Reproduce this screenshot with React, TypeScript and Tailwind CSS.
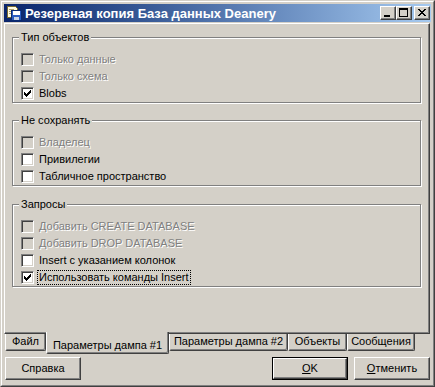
import React from "react";

const font = "font-['Liberation_Sans',Arial,sans-serif]";

function CheckBox({ checked, disabled }: { checked?: boolean; disabled?: boolean }) {
  return (
    <span
      className={`relative block w-[13px] h-[13px] shrink-0 border border-t-[#808080] border-l-[#808080] border-b-white border-r-white shadow-[inset_1px_1px_0_#404040,inset_-1px_-1px_0_#d4d0c8] ${
        disabled ? "bg-[#d4d0c8]" : "bg-white"
      }`}
    >
      {checked && (
        <svg className="absolute left-[2px] top-[2px]" width="7" height="7" viewBox="0 0 7 7" shapeRendering="crispEdges">
          <path
            fill={disabled ? "#808080" : "#000"}
            d="M0 2h1v3H0z M1 3h1v3H1z M2 4h1v3H2z M3 3h1v3H3z M4 2h1v3H4z M5 1h1v3H5z M6 0h1v3H6z"
          />
        </svg>
      )}
    </span>
  );
}

type Item = { label: string; checked?: boolean; disabled?: boolean; focused?: boolean };

function Row({ label, checked, disabled, focused }: Item) {
  return (
    <div className="flex h-[17px] items-center">
      <CheckBox checked={checked} disabled={disabled} />
      {focused ? (
        <span className="ml-[3px] border border-dotted border-black px-[1px] leading-[13px]">{label}</span>
      ) : (
        <span
          className={`ml-[5px] leading-[13px] ${
            disabled ? "text-[#808080] [text-shadow:1px_1px_0_#ffffff]" : ""
          }`}
        >
          {label}
        </span>
      )}
    </div>
  );
}

function GroupBox({ title, items, className }: { title: string; items: Item[]; className?: string }) {
  return (
    <div
      className={`relative w-[409px] border border-[#808080] pl-[8px] pt-[13px] shadow-[inset_1px_1px_0_#ffffff,1px_1px_0_#ffffff] ${className ?? ""}`}
    >
      <span className="absolute left-[6px] -top-[7px] bg-[#d4d0c8] px-[2px] leading-[13px]">{title}</span>
      {items.map((it) => (
        <Row key={it.label} {...it} />
      ))}
    </div>
  );
}

function CaptionButton({ children }: { children: React.ReactNode }) {
  return (
    <div className="flex h-[14px] w-[16px] items-start justify-start border border-t-white border-l-white border-b-[#404040] border-r-[#404040] bg-[#d4d0c8] shadow-[inset_-1px_-1px_0_#808080]">
      {children}
    </div>
  );
}

function Tab({ label, active, w }: { label: string; active?: boolean; w: string }) {
  if (active) {
    return (
      <div
        className={`relative z-10 -mt-[2px] h-[22px] ${w} rounded-b-[2px] border-l border-l-white border-r border-r-[#404040] border-b border-b-[#404040] bg-[#d4d0c8] pt-[7px] text-center leading-[13px] shadow-[inset_-1px_-1px_0_#808080]`}
      >
        {label}
      </div>
    );
  }
  return (
    <div
      className={`h-[17px] ${w} rounded-b-[2px] border-l border-l-white border-r border-r-[#404040] border-b border-b-[#404040] pt-[1px] text-center leading-[13px] shadow-[inset_-1px_-1px_0_#808080]`}
    >
      {label}
    </div>
  );
}

function Button({ children, isDefault }: { children: React.ReactNode; isDefault?: boolean }) {
  const inner = (
    <div className="flex h-full w-full items-center justify-center border border-t-white border-l-white border-b-[#404040] border-r-[#404040] shadow-[inset_-1px_-1px_0_#808080] leading-[13px]">
      {children}
    </div>
  );
  return isDefault ? (
    <div className="h-[23px] w-[76px] border border-black">{inner}</div>
  ) : (
    <div className="h-[23px] w-[76px]">{inner}</div>
  );
}

export default function App() {
  return (
    <div className={`${font} text-[11px] text-black`}>
      <div className="h-[387px] w-[435px] border border-t-[#d4d0c8] border-l-[#d4d0c8] border-b-[#404040] border-r-[#404040] bg-[#d4d0c8]">
        <div className="flex h-full w-full flex-col border border-t-white border-l-white border-b-[#808080] border-r-[#808080] p-[2px]">
          {/* caption */}
          <div className="flex h-[18px] items-center bg-linear-to-r from-[#0a246a] to-[#a6caf0] pl-[2px] pr-[1px]">
            <svg width="16" height="16" viewBox="0 0 16 16" shapeRendering="crispEdges">
              <path d="M1 1h8l2 2v9H1z" fill="#fffbe0" stroke="#7a6a30" strokeWidth="1" />
              <path d="M3 4h5M3 6h5M3 8h3" stroke="#b0a070" />
              <rect x="5.5" y="5.5" width="10" height="10" fill="#2a5cc0" stroke="#0a2a70" />
              <rect x="7" y="6" width="7" height="4" fill="#ffffff" />
              <rect x="8" y="12" width="5" height="3" fill="#c8d4e8" />
            </svg>
            <span className="ml-[3px] text-[13px] font-bold leading-[15px] text-white">Резервная копия База данных Deanery</span>
            <div className="ml-auto flex items-center">
              <CaptionButton>
                <svg width="14" height="12" viewBox="0 0 14 12" shapeRendering="crispEdges">
                  <rect x="3" y="8" width="6" height="2" fill="#000" />
                </svg>
              </CaptionButton>
              <CaptionButton>
                <svg width="14" height="12" viewBox="0 0 14 12" shapeRendering="crispEdges">
                  <path d="M2 1h9v9H2z M3 3v6h7V3z" fill="#000" fillRule="evenodd" />
                </svg>
              </CaptionButton>
              <div className="ml-[2px]">
                <CaptionButton>
                  <svg width="14" height="12" viewBox="0 0 14 12" shapeRendering="crispEdges">
                    <path
                      fill="#000"
                      d="M3 2h2v1H3z M9 2h2v1H9z M4 3h2v1H4z M8 3h2v1H8z M5 4h4v1H5z M6 5h2v1H6z M5 6h4v1H5z M4 7h2v1H4z M8 7h2v1H8z M3 8h2v1H3z M9 8h2v1H9z"
                    />
                  </svg>
                </CaptionButton>
              </div>
            </div>
          </div>

          {/* tab page */}
          <div className="mt-[1px] h-[311px] w-[426px] border border-t-white border-l-white border-b-[#404040] border-r-[#404040] pl-[7px] pt-[13px] shadow-[inset_-1px_-1px_0_#808080]">
            <GroupBox
              title="Тип объектов"
              items={[
                { label: "Только данные", disabled: true },
                { label: "Только схема", disabled: true },
                { label: "Blobs", checked: true },
              ]}
            />
            <GroupBox
              className="mt-[17px]"
              title="Не сохранять"
              items={[
                { label: "Владелец", disabled: true },
                { label: "Привилегии" },
                { label: "Табличное пространство" },
              ]}
            />
            <GroupBox
              className="mt-[18px]"
              title="Запросы"
              items={[
                { label: "Добавить CREATE DATABASE", disabled: true },
                { label: "Добавить DROP DATABASE", disabled: true },
                { label: "Insert с указанием колонок" },
                { label: "Использовать команды Insert", checked: true, focused: true },
              ]}
            />
          </div>

          {/* tabs */}
          <div className="flex items-start pl-[1px]">
            <Tab label="Файл" w="w-[41px]" />
            <Tab label="Параметры дампа #1" w="w-[123px]" active />
            <Tab label="Параметры дампа #2" w="w-[119px]" />
            <Tab label="Объекты" w="w-[59px]" />
            <Tab label="Сообщения" w="w-[68px]" />
          </div>

          {/* buttons */}
          <div className="mt-[3px] flex pl-[1px] pr-[1px]">
            <Button>Справка</Button>
            <div className="ml-auto flex gap-[6px]">
              <Button isDefault>
                <span>
                  <span className="underline">O</span>K
                </span>
              </Button>
              <Button>
                <span>
                  <span className="underline">О</span>тменить
                </span>
              </Button>
            </div>
          </div>
        </div>
      </div>
    </div>
  );
}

Exercise: All of the lines above should be printed exactly, minus the pictures.

Reply:
Reproduce this screenshot with React, TypeScript and Tailwind CSS.
import React from "react";

const font = "font-['Liberation_Sans',Arial,sans-serif]";

function CheckBox({ checked, disabled }: { checked?: boolean; disabled?: boolean }) {
  return (
    <span
      className={`relative block w-[13px] h-[13px] shrink-0 border border-t-[#808080] border-l-[#808080] border-b-white border-r-white shadow-[inset_1px_1px_0_#404040,inset_-1px_-1px_0_#d4d0c8] ${
        disabled ? "bg-[#d4d0c8]" : "bg-white"
      }`}
    >
      {checked && (
        <svg className="absolute left-[2px] top-[2px]" width="7" height="7" viewBox="0 0 7 7" shapeRendering="crispEdges">
          <path
            fill={disabled ? "#808080" : "#000"}
            d="M0 2h1v3H0z M1 3h1v3H1z M2 4h1v3H2z M3 3h1v3H3z M4 2h1v3H4z M5 1h1v3H5z M6 0h1v3H6z"
          />
        </svg>
      )}
    </span>
  );
}

type Item = { label: string; checked?: boolean; disabled?: boolean; focused?: boolean };

function Row({ label, checked, disabled, focused }: Item) {
  return (
    <div className="flex h-[17px] items-center">
      <CheckBox checked={checked} disabled={disabled} />
      {focused ? (
        <span className="ml-[3px] border border-dotted border-black px-[1px] leading-[13px]">{label}</span>
      ) : (
        <span
          className={`ml-[5px] leading-[13px] ${
            disabled ? "text-[#808080] [text-shadow:1px_1px_0_#ffffff]" : ""
          }`}
        >
          {label}
        </span>
      )}
    </div>
  );
}

function GroupBox({ title, items, className }: { title: string; items: Item[]; className?: string }) {
  return (
    <div
      className={`relative w-[409px] border border-[#808080] pl-[8px] pt-[13px] shadow-[inset_1px_1px_0_#ffffff,1px_1px_0_#ffffff] ${className ?? ""}`}
    >
      <span className="absolute left-[6px] -top-[7px] bg-[#d4d0c8] px-[2px] leading-[13px]">{title}</span>
      {items.map((it) => (
        <Row key={it.label} {...it} />
      ))}
    </div>
  );
}

function CaptionButton({ children }: { children: React.ReactNode }) {
  return (
    <div className="flex h-[14px] w-[16px] items-start justify-start border border-t-white border-l-white border-b-[#404040] border-r-[#404040] bg-[#d4d0c8] shadow-[inset_-1px_-1px_0_#808080]">
      {children}
    </div>
  );
}

function Tab({ label, active, w }: { label: string; active?: boolean; w: string }) {
  if (active) {
    return (
      <div
        className={`relative z-10 -mt-[2px] h-[22px] ${w} rounded-b-[2px] border-l border-l-white border-r border-r-[#404040] border-b border-b-[#404040] bg-[#d4d0c8] pt-[7px] text-center leading-[13px] shadow-[inset_-1px_-1px_0_#808080]`}
      >
        {label}
      </div>
    );
  }
  return (
    <div
      className={`h-[17px] ${w} rounded-b-[2px] border-l border-l-white border-r border-r-[#404040] border-b border-b-[#404040] pt-[1px] text-center leading-[13px] shadow-[inset_-1px_-1px_0_#808080]`}
    >
      {label}
    </div>
  );
}

function Button({ children, isDefault }: { children: React.ReactNode; isDefault?: boolean }) {
  const inner = (
    <div className="flex h-full w-full items-center justify-center border border-t-white border-l-white border-b-[#404040] border-r-[#404040] shadow-[inset_-1px_-1px_0_#808080] leading-[13px]">
      {children}
    </div>
  );
  return isDefault ? (
    <div className="h-[23px] w-[76px] border border-black">{inner}</div>
  ) : (
    <div className="h-[23px] w-[76px]">{inner}</div>
  );
}

export default function App() {
  return (
    <div className={`${font} text-[11px] text-black`}>
      <div className="h-[387px] w-[435px] border border-t-[#d4d0c8] border-l-[#d4d0c8] border-b-[#404040] border-r-[#404040] bg-[#d4d0c8]">
        <div className="flex h-full w-full flex-col border border-t-white border-l-white border-b-[#808080] border-r-[#808080] p-[2px]">
          {/* caption */}
          <div className="flex h-[18px] items-center bg-linear-to-r from-[#0a246a] to-[#a6caf0] pl-[2px] pr-[1px]">
            <svg width="16" height="16" viewBox="0 0 16 16" shapeRendering="crispEdges">
              <path d="M1 1h8l2 2v9H1z" fill="#fffbe0" stroke="#7a6a30" strokeWidth="1" />
              <path d="M3 4h5M3 6h5M3 8h3" stroke="#b0a070" />
              <rect x="5.5" y="5.5" width="10" height="10" fill="#2a5cc0" stroke="#0a2a70" />
              <rect x="7" y="6" width="7" height="4" fill="#ffffff" />
              <rect x="8" y="12" width="5" height="3" fill="#c8d4e8" />
            </svg>
            <span className="ml-[3px] text-[13px] font-bold leading-[15px] text-white">Резервная копия База данных Deanery</span>
            <div className="ml-auto flex items-center">
              <CaptionButton>
                <svg width="14" height="12" viewBox="0 0 14 12" shapeRendering="crispEdges">
                  <rect x="3" y="8" width="6" height="2" fill="#000" />
                </svg>
              </CaptionButton>
              <CaptionButton>
                <svg width="14" height="12" viewBox="0 0 14 12" shapeRendering="crispEdges">
                  <path d="M2 1h9v9H2z M3 3v6h7V3z" fill="#000" fillRule="evenodd" />
                </svg>
              </CaptionButton>
              <div className="ml-[2px]">
                <CaptionButton>
                  <svg width="14" height="12" viewBox="0 0 14 12" shapeRendering="crispEdges">
                    <path
                      fill="#000"
                      d="M3 2h2v1H3z M9 2h2v1H9z M4 3h2v1H4z M8 3h2v1H8z M5 4h4v1H5z M6 5h2v1H6z M5 6h4v1H5z M4 7h2v1H4z M8 7h2v1H8z M3 8h2v1H3z M9 8h2v1H9z"
                    />
                  </svg>
                </CaptionButton>
              </div>
            </div>
          </div>

          {/* tab page */}
          <div className="mt-[1px] h-[311px] w-[426px] border border-t-white border-l-white border-b-[#404040] border-r-[#404040] pl-[7px] pt-[13px] shadow-[inset_-1px_-1px_0_#808080]">
            <GroupBox
              title="Тип объектов"
              items={[
                { label: "Только данные", disabled: true },
                { label: "Только схема", disabled: true },
                { label: "Blobs", checked: true },
              ]}
            />
            <GroupBox
              className="mt-[17px]"
              title="Не сохранять"
              items={[
                { label: "Владелец", disabled: true },
                { label: "Привилегии" },
                { label: "Табличное пространство" },
              ]}
            />
            <GroupBox
              className="mt-[18px]"
              title="Запросы"
              items={[
                { label: "Добавить CREATE DATABASE", disabled: true },
                { label: "Добавить DROP DATABASE", disabled: true },
                { label: "Insert с указанием колонок" },
                { label: "Использовать команды Insert", checked: true, focused: true },
              ]}
            />
          </div>

          {/* tabs */}
          <div className="flex items-start pl-[1px]">
            <Tab label="Файл" w="w-[41px]" />
            <Tab label="Параметры дампа #1" w="w-[123px]" active />
            <Tab label="Параметры дампа #2" w="w-[119px]" />
            <Tab label="Объекты" w="w-[59px]" />
            <Tab label="Сообщения" w="w-[68px]" />
          </div>

          {/* buttons */}
          <div className="mt-[3px] flex pl-[1px] pr-[1px]">
            <Button>Справка</Button>
            <div className="ml-auto flex gap-[6px]">
              <Button isDefault>
                <span>
                  <span className="underline">O</span>K
                </span>
              </Button>
              <Button>
                <span>
                  <span className="underline">О</span>тменить
                </span>
              </Button>
            </div>
          </div>
        </div>
      </div>
    </div>
  );
}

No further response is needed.